National Cocktail Day 2024
Today's Name Day: Gabriel, Rafael
I do not feel good enough to write much. My RA has gotten progressively worse for the last 3 days. Today was the worst, It is difficult to walk & sometimes to sit. My pain is very severe in my hips & back. Lucky me.
I was invited to a friend's birthday celebration, I have looked forward to it for 2 weeks. But last night just walking to the bathroom was a challenge. Almost had to crawl. I gave up even trying to attend a party. I had lunch & went back to bed, I wrote to the hostess & the birthday friend to explain. I get so tired of missing out on stuff.

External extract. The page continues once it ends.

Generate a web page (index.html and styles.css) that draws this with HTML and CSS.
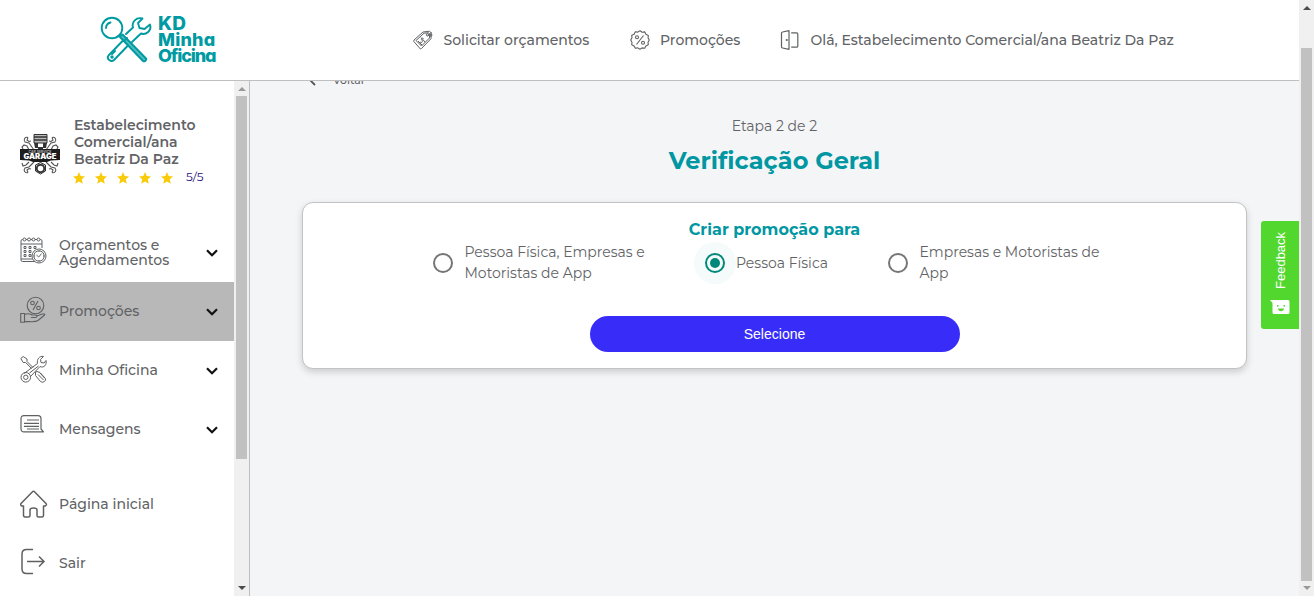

And my depression is much worse, Too many thoughts of family who are no longer in my life either by their choice or they have passed on, Have had my fave uncle on my mind. I was not his favorite though. He told his fave niece that he would always be around her after he passed away. But not for me. And I am aware he is no where near me. Hard to have never been anyone's favorite or special person.
Had a video call with my best friend yesterday. But he is hard to get a hold of. Too tired from getting up far too early to go to work, Miss him desperately, Wish he was here or at least closer.
Rained this morning then high winds ---- over 50 mph. Severe storms west of here now. See if it makes it here.
In a couple of days it would have been Nico's birthday. One photo of my fur kids & of the birthday friend & his cake. Oh, how I wish I had been there. FML.